EXERCISE INSTRUCTIONS - Return the records from the first line through the line containing "chrome ---------- */", and leave out the pictures.

Stored data entries
-- -- --
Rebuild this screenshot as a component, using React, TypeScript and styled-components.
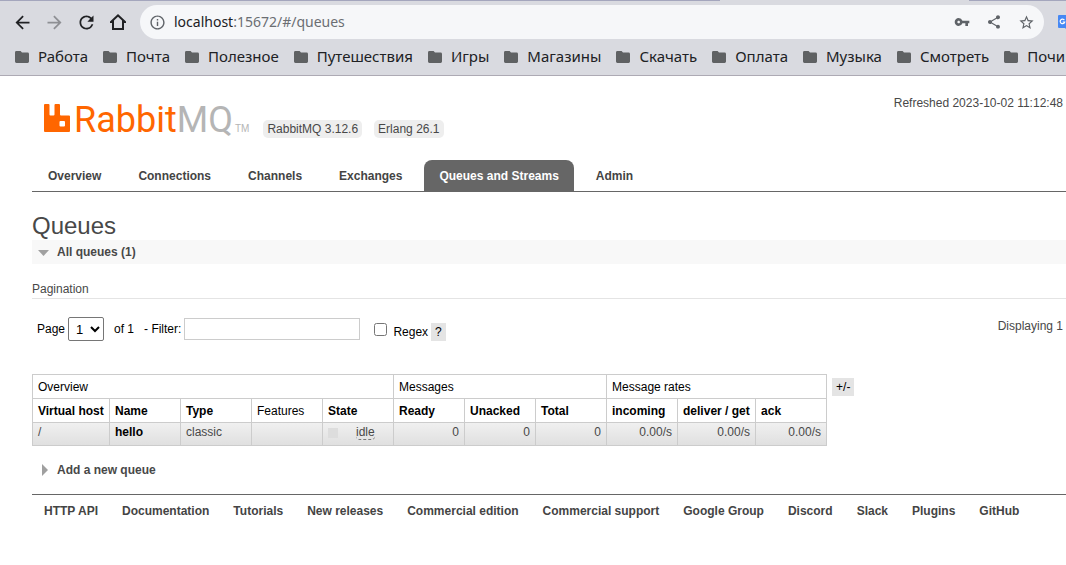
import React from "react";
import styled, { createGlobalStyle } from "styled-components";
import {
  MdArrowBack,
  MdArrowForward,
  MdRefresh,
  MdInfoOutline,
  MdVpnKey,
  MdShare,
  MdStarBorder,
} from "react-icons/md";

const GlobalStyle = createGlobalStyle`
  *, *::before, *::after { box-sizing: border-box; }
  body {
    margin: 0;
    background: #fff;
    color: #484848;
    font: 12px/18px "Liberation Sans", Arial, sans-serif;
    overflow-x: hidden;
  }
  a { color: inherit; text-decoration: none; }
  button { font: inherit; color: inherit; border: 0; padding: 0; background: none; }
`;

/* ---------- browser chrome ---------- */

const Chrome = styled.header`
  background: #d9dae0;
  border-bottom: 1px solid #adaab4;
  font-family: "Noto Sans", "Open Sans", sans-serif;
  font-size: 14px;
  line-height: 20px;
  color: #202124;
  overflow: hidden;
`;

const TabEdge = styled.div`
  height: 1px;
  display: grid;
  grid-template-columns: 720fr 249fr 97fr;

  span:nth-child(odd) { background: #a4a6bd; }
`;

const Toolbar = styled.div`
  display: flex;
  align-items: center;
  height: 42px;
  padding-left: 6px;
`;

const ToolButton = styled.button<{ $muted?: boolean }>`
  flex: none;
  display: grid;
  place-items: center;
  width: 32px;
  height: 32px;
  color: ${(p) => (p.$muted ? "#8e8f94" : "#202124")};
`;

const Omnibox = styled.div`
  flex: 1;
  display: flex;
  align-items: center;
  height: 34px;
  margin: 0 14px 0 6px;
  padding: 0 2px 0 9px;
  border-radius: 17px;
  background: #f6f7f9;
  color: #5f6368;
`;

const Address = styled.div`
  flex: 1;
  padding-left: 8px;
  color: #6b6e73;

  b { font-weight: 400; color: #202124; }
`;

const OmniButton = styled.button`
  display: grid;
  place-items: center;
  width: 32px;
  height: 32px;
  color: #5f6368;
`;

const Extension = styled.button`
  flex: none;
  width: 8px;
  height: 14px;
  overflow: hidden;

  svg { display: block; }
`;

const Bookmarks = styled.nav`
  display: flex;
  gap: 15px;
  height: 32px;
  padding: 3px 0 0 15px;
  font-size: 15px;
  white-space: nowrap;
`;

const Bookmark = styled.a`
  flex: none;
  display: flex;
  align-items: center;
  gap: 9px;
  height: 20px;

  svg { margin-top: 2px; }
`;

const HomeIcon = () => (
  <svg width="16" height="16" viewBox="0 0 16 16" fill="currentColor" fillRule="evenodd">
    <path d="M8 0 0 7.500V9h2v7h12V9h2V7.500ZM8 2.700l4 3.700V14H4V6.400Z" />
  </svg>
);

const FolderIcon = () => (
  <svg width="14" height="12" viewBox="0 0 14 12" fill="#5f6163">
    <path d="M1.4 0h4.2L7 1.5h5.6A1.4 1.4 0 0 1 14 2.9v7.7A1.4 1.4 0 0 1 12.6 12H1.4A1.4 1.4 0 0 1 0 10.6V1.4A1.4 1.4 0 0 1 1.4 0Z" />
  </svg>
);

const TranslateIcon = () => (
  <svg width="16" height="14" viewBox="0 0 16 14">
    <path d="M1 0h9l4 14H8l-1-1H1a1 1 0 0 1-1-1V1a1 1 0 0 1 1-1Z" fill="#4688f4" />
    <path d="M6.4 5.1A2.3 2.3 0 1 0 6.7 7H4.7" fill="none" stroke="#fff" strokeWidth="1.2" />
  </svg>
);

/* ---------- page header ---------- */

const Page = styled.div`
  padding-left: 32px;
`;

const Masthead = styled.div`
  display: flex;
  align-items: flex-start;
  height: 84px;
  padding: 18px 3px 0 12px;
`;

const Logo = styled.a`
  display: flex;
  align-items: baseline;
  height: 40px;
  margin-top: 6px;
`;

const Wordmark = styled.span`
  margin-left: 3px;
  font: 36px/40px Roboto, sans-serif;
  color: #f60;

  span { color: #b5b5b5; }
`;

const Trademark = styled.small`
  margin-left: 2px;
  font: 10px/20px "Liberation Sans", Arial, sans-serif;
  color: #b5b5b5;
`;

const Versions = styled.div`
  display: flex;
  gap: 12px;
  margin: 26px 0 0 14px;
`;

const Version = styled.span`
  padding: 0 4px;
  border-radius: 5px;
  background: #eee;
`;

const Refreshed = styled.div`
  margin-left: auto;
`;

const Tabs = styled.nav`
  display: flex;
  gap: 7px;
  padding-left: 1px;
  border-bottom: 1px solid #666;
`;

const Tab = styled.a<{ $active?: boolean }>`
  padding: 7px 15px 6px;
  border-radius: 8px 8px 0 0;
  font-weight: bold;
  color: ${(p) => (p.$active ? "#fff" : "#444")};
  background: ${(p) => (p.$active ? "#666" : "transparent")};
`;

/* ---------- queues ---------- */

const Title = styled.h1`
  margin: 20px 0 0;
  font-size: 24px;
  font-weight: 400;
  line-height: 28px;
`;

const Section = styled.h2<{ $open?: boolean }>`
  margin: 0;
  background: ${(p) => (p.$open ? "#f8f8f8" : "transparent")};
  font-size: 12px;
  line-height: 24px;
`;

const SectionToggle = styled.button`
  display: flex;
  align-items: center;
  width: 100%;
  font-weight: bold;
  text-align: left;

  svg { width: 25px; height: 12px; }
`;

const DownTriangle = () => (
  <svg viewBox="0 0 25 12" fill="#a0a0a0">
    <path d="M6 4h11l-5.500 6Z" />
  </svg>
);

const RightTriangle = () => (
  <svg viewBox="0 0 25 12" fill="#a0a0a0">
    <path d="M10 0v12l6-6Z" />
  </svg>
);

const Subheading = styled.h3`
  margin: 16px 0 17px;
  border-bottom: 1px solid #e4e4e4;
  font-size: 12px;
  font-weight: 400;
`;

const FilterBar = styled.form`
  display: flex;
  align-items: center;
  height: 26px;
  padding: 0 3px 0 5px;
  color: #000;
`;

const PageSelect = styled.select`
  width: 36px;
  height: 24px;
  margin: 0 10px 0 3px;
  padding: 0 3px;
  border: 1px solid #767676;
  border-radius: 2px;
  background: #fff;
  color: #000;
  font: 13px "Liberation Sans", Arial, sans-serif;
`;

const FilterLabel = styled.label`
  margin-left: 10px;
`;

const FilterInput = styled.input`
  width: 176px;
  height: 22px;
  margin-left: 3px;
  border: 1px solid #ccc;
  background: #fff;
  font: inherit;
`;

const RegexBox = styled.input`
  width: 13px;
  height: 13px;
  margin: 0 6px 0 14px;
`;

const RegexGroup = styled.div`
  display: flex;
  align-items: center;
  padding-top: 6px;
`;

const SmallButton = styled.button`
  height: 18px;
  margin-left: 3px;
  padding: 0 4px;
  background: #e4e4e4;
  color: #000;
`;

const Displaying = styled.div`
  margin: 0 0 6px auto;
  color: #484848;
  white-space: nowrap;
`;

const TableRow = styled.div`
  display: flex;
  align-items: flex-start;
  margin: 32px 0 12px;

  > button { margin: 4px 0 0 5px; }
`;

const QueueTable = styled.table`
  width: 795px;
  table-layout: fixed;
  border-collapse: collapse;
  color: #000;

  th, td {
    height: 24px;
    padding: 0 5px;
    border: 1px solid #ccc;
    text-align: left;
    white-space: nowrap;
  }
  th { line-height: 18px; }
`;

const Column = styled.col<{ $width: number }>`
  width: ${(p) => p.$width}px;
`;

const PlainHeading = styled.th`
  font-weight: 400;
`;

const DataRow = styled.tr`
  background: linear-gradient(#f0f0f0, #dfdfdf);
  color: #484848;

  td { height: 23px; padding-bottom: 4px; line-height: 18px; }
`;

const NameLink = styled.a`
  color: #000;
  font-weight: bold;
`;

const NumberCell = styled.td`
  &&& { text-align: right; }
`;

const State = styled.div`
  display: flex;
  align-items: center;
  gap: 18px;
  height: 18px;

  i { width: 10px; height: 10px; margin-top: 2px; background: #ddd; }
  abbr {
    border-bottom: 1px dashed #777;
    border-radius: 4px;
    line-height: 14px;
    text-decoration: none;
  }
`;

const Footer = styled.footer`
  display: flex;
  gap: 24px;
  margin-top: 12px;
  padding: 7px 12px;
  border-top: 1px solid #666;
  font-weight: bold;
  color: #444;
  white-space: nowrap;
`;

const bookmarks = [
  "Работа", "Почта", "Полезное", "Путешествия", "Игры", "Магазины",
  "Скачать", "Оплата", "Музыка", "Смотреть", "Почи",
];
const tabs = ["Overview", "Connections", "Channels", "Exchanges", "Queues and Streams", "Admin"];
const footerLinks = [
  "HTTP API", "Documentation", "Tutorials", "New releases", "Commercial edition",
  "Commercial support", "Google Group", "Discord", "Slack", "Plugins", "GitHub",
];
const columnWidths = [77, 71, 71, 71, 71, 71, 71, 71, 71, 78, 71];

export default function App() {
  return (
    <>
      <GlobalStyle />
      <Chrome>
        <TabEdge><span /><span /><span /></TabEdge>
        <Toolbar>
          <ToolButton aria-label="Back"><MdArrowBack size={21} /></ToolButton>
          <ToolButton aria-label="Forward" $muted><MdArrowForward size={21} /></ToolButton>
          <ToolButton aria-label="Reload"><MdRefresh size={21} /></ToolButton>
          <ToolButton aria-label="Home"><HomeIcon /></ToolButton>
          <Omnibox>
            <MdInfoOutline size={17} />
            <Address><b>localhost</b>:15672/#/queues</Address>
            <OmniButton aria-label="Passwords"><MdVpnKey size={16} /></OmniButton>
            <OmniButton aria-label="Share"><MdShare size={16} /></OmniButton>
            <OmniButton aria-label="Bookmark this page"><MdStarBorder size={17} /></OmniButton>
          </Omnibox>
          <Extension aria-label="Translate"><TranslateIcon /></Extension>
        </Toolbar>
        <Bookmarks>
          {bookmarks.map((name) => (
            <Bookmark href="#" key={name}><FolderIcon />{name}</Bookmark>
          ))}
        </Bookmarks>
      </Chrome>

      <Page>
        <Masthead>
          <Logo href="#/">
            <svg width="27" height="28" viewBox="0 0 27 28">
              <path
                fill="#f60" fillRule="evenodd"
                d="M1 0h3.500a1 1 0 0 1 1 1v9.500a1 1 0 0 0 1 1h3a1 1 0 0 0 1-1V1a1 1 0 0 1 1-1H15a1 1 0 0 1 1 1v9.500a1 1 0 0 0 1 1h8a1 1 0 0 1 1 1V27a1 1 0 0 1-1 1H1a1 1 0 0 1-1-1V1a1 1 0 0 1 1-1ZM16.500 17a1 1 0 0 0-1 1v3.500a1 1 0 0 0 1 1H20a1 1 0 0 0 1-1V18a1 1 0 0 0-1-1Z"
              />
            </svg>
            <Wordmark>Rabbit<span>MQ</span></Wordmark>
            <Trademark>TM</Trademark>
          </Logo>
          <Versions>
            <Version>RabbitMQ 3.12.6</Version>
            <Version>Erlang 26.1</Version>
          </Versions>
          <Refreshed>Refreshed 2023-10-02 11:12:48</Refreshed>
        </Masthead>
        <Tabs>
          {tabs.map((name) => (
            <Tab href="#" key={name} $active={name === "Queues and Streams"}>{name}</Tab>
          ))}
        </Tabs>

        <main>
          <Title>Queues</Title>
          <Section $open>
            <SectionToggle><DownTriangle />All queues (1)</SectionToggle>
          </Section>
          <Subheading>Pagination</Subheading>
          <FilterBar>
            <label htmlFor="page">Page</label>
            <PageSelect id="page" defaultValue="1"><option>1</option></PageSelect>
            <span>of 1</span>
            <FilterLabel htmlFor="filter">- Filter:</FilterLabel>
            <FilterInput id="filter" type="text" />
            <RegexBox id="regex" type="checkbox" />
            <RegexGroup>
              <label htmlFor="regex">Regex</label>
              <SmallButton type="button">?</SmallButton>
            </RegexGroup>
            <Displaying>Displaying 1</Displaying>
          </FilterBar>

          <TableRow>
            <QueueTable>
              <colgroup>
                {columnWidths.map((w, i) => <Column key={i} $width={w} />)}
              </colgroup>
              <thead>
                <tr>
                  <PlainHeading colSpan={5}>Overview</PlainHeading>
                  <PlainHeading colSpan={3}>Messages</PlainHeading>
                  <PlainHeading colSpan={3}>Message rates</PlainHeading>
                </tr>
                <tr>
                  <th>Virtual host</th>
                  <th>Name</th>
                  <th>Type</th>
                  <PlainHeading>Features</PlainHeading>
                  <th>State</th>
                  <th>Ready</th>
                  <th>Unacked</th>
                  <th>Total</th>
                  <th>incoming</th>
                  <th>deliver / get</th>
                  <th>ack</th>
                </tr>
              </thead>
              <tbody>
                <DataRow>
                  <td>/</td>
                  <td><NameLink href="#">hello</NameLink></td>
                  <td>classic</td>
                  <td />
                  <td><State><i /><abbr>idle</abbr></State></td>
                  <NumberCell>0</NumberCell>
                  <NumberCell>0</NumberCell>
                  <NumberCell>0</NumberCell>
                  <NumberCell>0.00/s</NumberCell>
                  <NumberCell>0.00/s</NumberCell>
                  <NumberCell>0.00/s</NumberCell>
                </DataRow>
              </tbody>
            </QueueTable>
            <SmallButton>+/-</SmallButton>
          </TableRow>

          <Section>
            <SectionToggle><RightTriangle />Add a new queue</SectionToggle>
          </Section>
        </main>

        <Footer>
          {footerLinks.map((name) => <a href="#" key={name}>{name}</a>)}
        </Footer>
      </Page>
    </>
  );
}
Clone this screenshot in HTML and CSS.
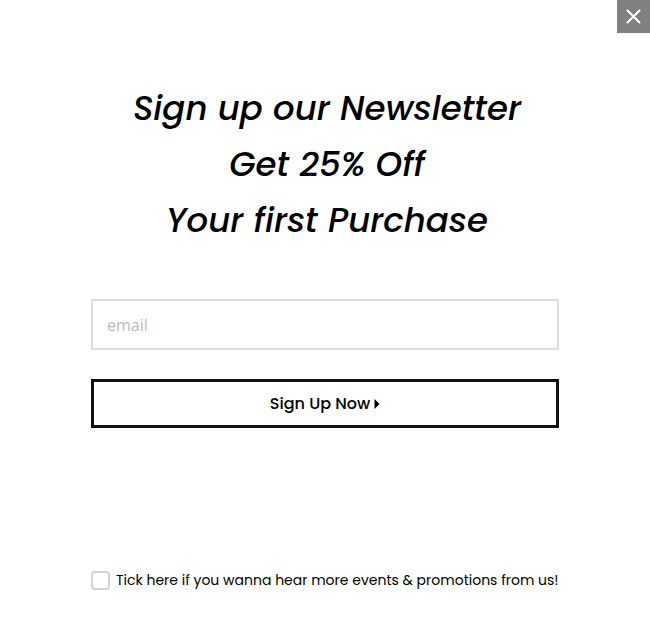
-- -- --
RESPONSE -
Rebuild this screenshot as a component, using React, TypeScript and styled-components.
import React from "react";
import styled, { createGlobalStyle } from "styled-components";
import {
  MdArrowBack,
  MdArrowForward,
  MdRefresh,
  MdInfoOutline,
  MdVpnKey,
  MdShare,
  MdStarBorder,
} from "react-icons/md";

const GlobalStyle = createGlobalStyle`
  *, *::before, *::after { box-sizing: border-box; }
  body {
    margin: 0;
    background: #fff;
    color: #484848;
    font: 12px/18px "Liberation Sans", Arial, sans-serif;
    overflow-x: hidden;
  }
  a { color: inherit; text-decoration: none; }
  button { font: inherit; color: inherit; border: 0; padding: 0; background: none; }
`;

/* ---------- browser chrome ---------- */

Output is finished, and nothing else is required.